Vgl. OVG NRW, a.a.O..
Daraus folgt, dass es dem Dienstherrn im Rahmen seines Beurteilungsspielraumes auch
frei steht, sämtliche Beurteilungsmerkmale gleichgewichtig nebeneinander zu stellen und
zur Vergleichbarkeit der Beurteilungen ein arithmetisches Mittel aus den Punktwerten der
Hauptmerkmale zu bilden. Eine solche Vorgehensweise ist insbesondere dann, wenn ein
Bewerberfeld von - wie hier - über hundert Beamten um die vorhandenen Stellen
konkurriert, unter dem Gesichtspunkt der Praktikabilität sachgerecht und bewegt sich
innerhalb des dem Dienstherrn eingeräumten Entscheidungsspielraums.
Bei Zugrundelegung des Durchschnittswertes der Hauptmerkmale aus der aktuellen
Beurteilung ist der Beigeladene besser qualifiziert als der Antragsteller. Der Beigeladene
weist ebenso wie die beiden anderen für Februar vorgesehenen Bewerber und der letzte
für Januar ausgewählte Bewerber einen Durchschnitt von 3,33 Punkten auf, während der
Antragsteller einen Durchschnitt von 3,00 Punkten hat.
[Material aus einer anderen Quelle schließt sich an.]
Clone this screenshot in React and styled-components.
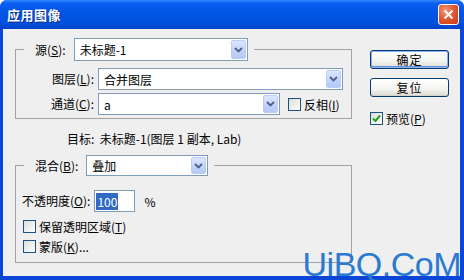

Angesichts dieses
Qualifikationsunterschiedes war im Rahmen der Bestenauslese auf das Hilfskriterium der
Schwerbehinderung nicht mehr abzustellen.
Auch in formeller Hinsicht begegnet die Auswahlentscheidung des Antragsgegners bei
summarischer Prüfung keinen rechtlichen Bedenken, insbesondere die Beteiligung der
Vertrauensperson der Schwerbehinderten ist vorliegend nach dem unbestrittenen Vortrag
des Antragsgegners erfolgt. Der Antragsteller wurde auf den entsprechenden
Stellenbesetzungslisten auch als Schwerbehinderter geführt.
Die Kostenentscheidung folgt aus §§ 154 Abs. 1, 162 Abs. 3 VwGO. Die außergerichtlichen
Kosten des Beigeladenen sind nicht erstattungsfähig, da er keinen Antrag gestellt und sich
damit dem Kostenrisiko nicht unterworfen hat (§ 154 Abs. 3 VwGO).
Die Streitwertfestsetzung beruht auf den §§ 52 Abs. 2, 53 Abs. 3 des
Gerichtskostengesetzes. Die Kammer legt dabei entsprechend der ständigen Praxis in
Stellenbesetzungsverfahren die Hälfte des Auffangstreitwerts zu Grunde.